La société sénégalaise est à majorité musulmane, soit 90%. D’aucuns estiment que la dot y est octroyée au mépris des préceptes religieux musulmans. Selon le Coran, la dot doit être de «nature licite», c’est-à-dire ce qu’un homme accorde à la femme pour pouvoir l’épouser. En clair, sa valeur ne doit pas dépasser 1,25 gramme d’or environ. Elle peut être remise au comptant, donc à la conclusion du «contrat», remise en partie ou totalement différée. Toutefois, il vaut mieux avancer une partie de la dot avant le mariage, sinon celui-ci ne sera pas engagé sur de bonnes bases. La réalité est souvent tout autre. Les prétendants ont en effet bien du mal à rassembler les sommes demandées, voire exigées. D’où des différends, des heurts entre familles.

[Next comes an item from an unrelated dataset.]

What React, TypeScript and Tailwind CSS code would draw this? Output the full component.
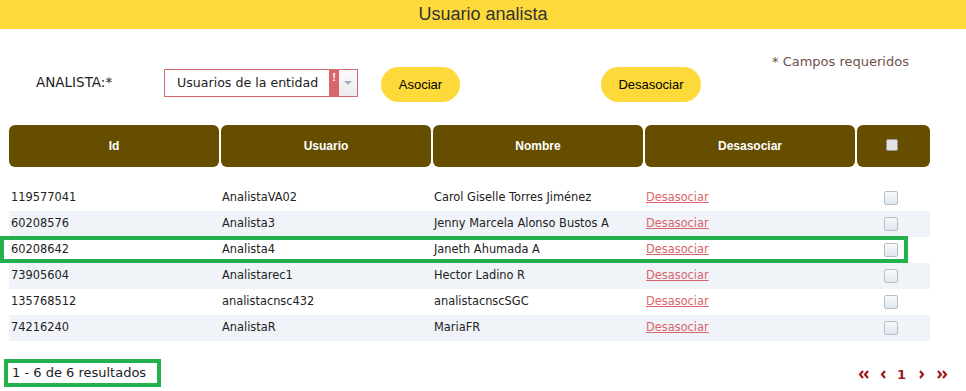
import React from "react";

type Row = { id: string; usuario: string; nombre: string };

const rows: Row[] = [
  { id: "119577041", usuario: "AnalistaVA02", nombre: "Carol Giselle Torres Jiménez" },
  { id: "60208576", usuario: "Analista3", nombre: "Jenny Marcela Alonso Bustos A" },
  { id: "60208642", usuario: "Analista4", nombre: "Janeth Ahumada A" },
  { id: "73905604", usuario: "Analistarec1", nombre: "Hector Ladino R" },
  { id: "135768512", usuario: "analistacnsc432", nombre: "analistacnscSGC" },
  { id: "74216240", usuario: "AnalistaR", nombre: "MariaFR" },
];

const headers = ["Id", "Usuario", "Nombre", "Desasociar"];

function Chevron({ dir, double }: { dir: "left" | "right"; double?: boolean }) {
  const one = dir === "left" ? "M5 1 L2 4.5 L5 8" : "M2 1 L5 4.5 L2 8";
  const two = dir === "left" ? "M10 1 L7 4.5 L10 8" : "M7 1 L10 4.5 L7 8";
  return (
    <svg width={double ? 12 : 7} height="9" viewBox={double ? "0 0 12 9" : "0 0 7 9"} fill="none">
      <path d={one} stroke="#a11a1a" strokeWidth="2.2" strokeLinejoin="miter" />
      {double && <path d={two} stroke="#a11a1a" strokeWidth="2.2" strokeLinejoin="miter" />}
    </svg>
  );
}

function Checkbox() {
  return (
    <div className="w-[14px] h-[14px] rounded-[2px] border border-[#b9bec4] bg-gradient-to-b from-[#f7f9fb] to-[#dfe7ef]" />
  );
}

export default function App() {
  return (
    <div className="relative w-[966px] h-[391px] bg-white overflow-hidden font-['DejaVu_Sans',sans-serif] text-[#222]">
      {/* título */}
      <div className="h-[29px] bg-[#fed93a] flex items-center justify-center">
        <span className="font-['Liberation_Sans',sans-serif] text-[18px] text-[#333]">Usuario analista</span>
      </div>

      {/* formulario */}
      <div className="flex items-start mt-[38px] h-[35px]">
        <span className="ml-[36px] w-[128px] mt-[7px] text-[13.5px] leading-[16px]">ANALISTA:*</span>
        <div className="mt-[2px] w-[194px] h-[28px] border border-[#d46a6a] flex">
          <span className="flex-1 pl-[12px] text-[12.6px] leading-[26px] text-[#222]">Usuarios de la entidad</span>
          <div className="w-[10px] bg-[#d8666b] flex justify-center">
            <span className="text-white font-bold text-[11px] leading-[14px] font-['Liberation_Sans',sans-serif]">!</span>
          </div>
          <div className="w-[18px] bg-gradient-to-b from-[#fafafa] to-[#ececec] flex items-center justify-center">
            <div className="w-0 h-0 border-l-[4px] border-r-[4px] border-t-[4px] border-l-transparent border-r-transparent border-t-[#9fb0c6]" />
          </div>
        </div>
        <button className="ml-[23px] w-[79px] h-[35px] rounded-full bg-[#fed93a] font-['Liberation_Sans',sans-serif] text-[13px] text-black">
          Asociar
        </button>
        <button className="ml-[141px] w-[100px] h-[35px] rounded-full bg-[#fed93a] font-['Liberation_Sans',sans-serif] text-[13px] text-black">
          Desasociar
        </button>
        <span className="ml-[71px] -mt-[13px] text-[13px] leading-[16px] text-[#6e5148]">* Campos requeridos</span>
      </div>

      {/* tabla */}
      <div className="ml-[9px] w-[921px] mt-[23px]">
        <div className="grid grid-cols-[210px_210px_210px_210px_73px] gap-x-[2px] h-[42px]">
          {headers.map((h) => (
            <div
              key={h}
              className="bg-[#654e00] rounded-[6px] flex items-center justify-center text-white font-bold font-['Liberation_Sans',sans-serif] text-[12px]"
            >
              {h}
            </div>
          ))}
          <div className="bg-[#654e00] rounded-[6px] flex justify-center pt-[14px] pr-[4px]">
            <div className="w-[12px] h-[12px] rounded-[2px] border border-[#9a9a9a] bg-[#e2e2e2]" />
          </div>
        </div>

        <div className="mt-[18px]">
          {rows.map((r, i) => (
            <div
              key={r.id}
              className={`grid grid-cols-[210px_210px_210px_210px_73px] gap-x-[2px] h-[26px] items-center text-[11.4px] ${
                i % 2 === 1 ? "bg-[#f0f4f9]" : "bg-white"
              }`}
            >
              <span className="pl-[2px]">{r.id}</span>
              <span className="pl-[1px]">{r.usuario}</span>
              <span className="pl-[1px]">{r.nombre}</span>
              <span className="pl-[1px]">
                <a className="text-[#d9646a] underline cursor-pointer">Desasociar</a>
              </span>
              <div className="flex justify-center pr-[5px]">
                <Checkbox />
              </div>
            </div>
          ))}
        </div>
      </div>

      {/* pie */}
      <div className="flex items-center justify-between h-[28px] mt-[18px]">
        <span className="pl-[12px] text-[13px]">1 - 6 de 6 resultados</span>
        <div className="flex items-center pr-[18px] pt-[2px]">
          <Chevron dir="left" double />
          <span className="ml-[10px]"><Chevron dir="left" /></span>
          <span className="ml-[10px] text-[13px] font-bold text-[#9c1a1a] leading-none">1</span>
          <span className="ml-[12px]"><Chevron dir="right" /></span>
          <span className="ml-[11px]"><Chevron dir="right" double /></span>
        </div>
      </div>

      {/* marcas verdes */}
      <div className="absolute left-0 top-[236px] w-[908px] h-[27px] border-[4px] border-[#22b14c] pointer-events-none" />
      <div className="absolute left-[4px] top-[359px] w-[157px] h-[28px] border-[4px] border-[#22b14c] pointer-events-none" />
    </div>
  );
}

Souvent, des retards sanctionnent ces difficultés, si celles-ci ne font pas tout simplement fuir les prétendants. Il arrive que, pour les contourner, ceux-ci perpètrent des «coups d’Etat» (une grossesse), ce qui change carrément la donne. Dans ce cas, il n’y a pas d’obligation de remettre une somme faramineuse, les tantes devant se contenter d’une dot symbolique ou même de s’en passer.
S’il y a une crainte que nourrissent les tantes, faute de parvenir à leur fin (empocher un pactole), c’est de se retrouver, par leur faute, avec des vieilles filles!!! Un déshonneur insoutenable dans la mesure où la société sénégalaise voit d’un très mauvais oeil le célibat des femmes en âge de convoler.
Ces tantes jouent donc serré, sans garantie de succès, car elles savent qu’elles risquent de réunir les conditions pour que leurs nièces soient ostracisées et marginalisées, car les femmes n’ont de statut social, une identité même, qu’à travers le mariage. C’est cette pesanteur sociale qui pousse souvent, contre leur gré, certaines filles à accepter d’épouser des polygames.
En tout état de cause, pour une série de raisons, le mariage au Sénégal, comme dans beaucoup de pays, est une institution qui attire aujourd’hui peu de jeunes. Signe des temps.